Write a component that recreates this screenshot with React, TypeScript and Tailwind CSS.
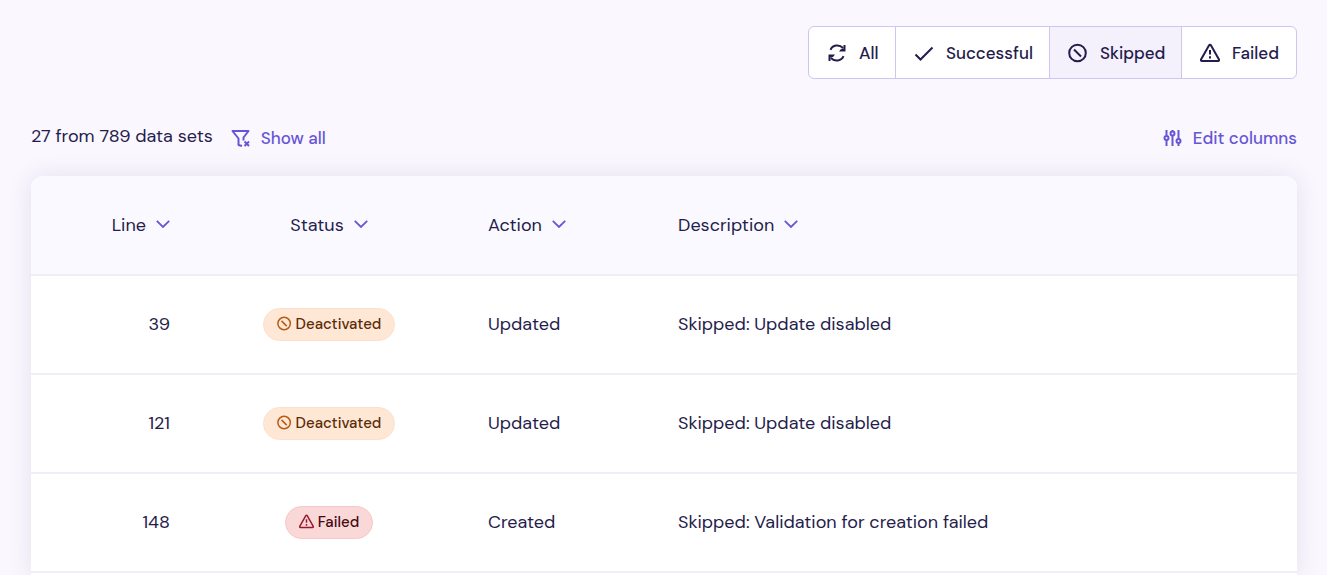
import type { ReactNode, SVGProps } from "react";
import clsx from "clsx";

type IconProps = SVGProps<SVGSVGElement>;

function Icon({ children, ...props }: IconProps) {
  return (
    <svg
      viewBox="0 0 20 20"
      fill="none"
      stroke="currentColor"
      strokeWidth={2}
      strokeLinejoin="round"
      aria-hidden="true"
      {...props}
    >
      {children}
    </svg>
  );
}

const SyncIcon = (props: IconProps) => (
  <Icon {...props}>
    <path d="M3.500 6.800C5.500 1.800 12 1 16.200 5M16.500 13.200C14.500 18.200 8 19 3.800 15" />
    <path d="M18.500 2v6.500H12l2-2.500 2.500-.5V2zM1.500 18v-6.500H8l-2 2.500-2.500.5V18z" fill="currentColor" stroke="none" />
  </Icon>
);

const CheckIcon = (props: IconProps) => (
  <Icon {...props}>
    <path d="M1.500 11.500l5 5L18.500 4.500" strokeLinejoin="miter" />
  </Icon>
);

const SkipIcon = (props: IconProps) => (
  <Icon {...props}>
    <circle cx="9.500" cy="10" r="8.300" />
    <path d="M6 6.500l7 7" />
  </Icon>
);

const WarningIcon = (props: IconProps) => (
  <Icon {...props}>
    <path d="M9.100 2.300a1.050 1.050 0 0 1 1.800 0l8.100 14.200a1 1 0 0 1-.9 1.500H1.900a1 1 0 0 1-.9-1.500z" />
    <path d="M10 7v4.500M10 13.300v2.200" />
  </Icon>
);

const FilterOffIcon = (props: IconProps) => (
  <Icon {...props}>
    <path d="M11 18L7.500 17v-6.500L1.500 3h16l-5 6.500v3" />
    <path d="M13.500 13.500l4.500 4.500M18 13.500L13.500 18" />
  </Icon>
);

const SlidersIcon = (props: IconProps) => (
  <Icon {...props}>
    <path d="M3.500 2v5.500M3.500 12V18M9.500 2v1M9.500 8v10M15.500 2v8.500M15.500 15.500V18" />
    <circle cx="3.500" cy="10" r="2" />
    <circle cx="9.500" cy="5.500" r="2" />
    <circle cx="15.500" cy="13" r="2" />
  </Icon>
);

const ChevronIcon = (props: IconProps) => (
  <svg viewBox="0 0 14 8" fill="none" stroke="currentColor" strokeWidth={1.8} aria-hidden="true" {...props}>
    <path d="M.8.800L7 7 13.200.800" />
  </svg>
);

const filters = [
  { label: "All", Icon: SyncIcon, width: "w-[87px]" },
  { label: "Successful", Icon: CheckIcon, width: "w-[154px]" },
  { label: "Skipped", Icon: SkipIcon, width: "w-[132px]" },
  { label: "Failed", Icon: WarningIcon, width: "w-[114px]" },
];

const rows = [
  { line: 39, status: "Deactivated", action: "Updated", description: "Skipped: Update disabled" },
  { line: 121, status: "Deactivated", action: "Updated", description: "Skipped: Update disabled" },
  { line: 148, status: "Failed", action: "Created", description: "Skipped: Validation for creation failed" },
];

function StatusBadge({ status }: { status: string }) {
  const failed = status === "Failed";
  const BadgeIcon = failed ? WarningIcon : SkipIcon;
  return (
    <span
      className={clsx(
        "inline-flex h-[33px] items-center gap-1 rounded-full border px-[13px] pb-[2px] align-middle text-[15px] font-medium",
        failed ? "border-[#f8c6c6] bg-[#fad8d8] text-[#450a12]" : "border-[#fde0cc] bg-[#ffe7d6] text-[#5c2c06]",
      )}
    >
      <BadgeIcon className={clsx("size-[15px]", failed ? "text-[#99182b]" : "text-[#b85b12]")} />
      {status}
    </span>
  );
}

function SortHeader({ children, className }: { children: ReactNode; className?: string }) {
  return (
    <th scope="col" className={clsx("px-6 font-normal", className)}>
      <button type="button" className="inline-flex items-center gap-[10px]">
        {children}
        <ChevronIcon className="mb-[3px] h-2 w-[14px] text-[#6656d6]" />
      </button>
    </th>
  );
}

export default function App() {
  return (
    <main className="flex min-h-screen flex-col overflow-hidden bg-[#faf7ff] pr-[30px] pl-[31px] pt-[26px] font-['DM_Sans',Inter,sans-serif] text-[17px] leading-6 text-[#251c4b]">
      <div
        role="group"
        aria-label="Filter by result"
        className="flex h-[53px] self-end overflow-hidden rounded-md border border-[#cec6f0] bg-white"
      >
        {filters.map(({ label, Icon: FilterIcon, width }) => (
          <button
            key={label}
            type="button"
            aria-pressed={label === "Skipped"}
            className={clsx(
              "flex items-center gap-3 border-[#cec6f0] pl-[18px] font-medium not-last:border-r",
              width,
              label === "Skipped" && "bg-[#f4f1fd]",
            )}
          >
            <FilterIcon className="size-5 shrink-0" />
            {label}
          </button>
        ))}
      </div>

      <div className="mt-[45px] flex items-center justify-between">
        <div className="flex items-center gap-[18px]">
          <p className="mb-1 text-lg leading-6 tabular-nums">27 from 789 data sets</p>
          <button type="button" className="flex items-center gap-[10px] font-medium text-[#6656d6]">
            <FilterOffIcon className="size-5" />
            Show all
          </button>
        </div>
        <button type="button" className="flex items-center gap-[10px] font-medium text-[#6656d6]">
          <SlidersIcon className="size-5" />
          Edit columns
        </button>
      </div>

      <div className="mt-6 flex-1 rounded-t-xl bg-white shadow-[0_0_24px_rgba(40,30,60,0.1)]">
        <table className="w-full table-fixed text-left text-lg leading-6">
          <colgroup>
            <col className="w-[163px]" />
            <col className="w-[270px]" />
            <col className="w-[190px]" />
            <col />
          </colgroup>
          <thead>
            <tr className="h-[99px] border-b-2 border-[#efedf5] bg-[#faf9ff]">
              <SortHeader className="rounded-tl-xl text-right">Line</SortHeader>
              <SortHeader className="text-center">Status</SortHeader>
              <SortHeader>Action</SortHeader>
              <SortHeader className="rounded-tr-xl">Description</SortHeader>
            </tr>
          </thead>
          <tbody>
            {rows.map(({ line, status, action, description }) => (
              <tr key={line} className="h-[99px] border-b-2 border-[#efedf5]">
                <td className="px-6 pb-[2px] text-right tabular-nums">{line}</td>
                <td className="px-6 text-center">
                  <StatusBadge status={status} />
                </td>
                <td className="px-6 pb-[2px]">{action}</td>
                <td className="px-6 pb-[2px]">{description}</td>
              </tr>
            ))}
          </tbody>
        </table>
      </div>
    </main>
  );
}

▶ [TASK TO COMPLETE] Write out exactly the lines between the start of the data and the line with "type IconProps = SVGProps<SVGSVGElement>;", including both, but none of the pictures.

▶ [WRITTEN SOLUTION]
Write a component that recreates this screenshot with React, TypeScript and Tailwind CSS.
import type { ReactNode, SVGProps } from "react";
import clsx from "clsx";

type IconProps = SVGProps<SVGSVGElement>;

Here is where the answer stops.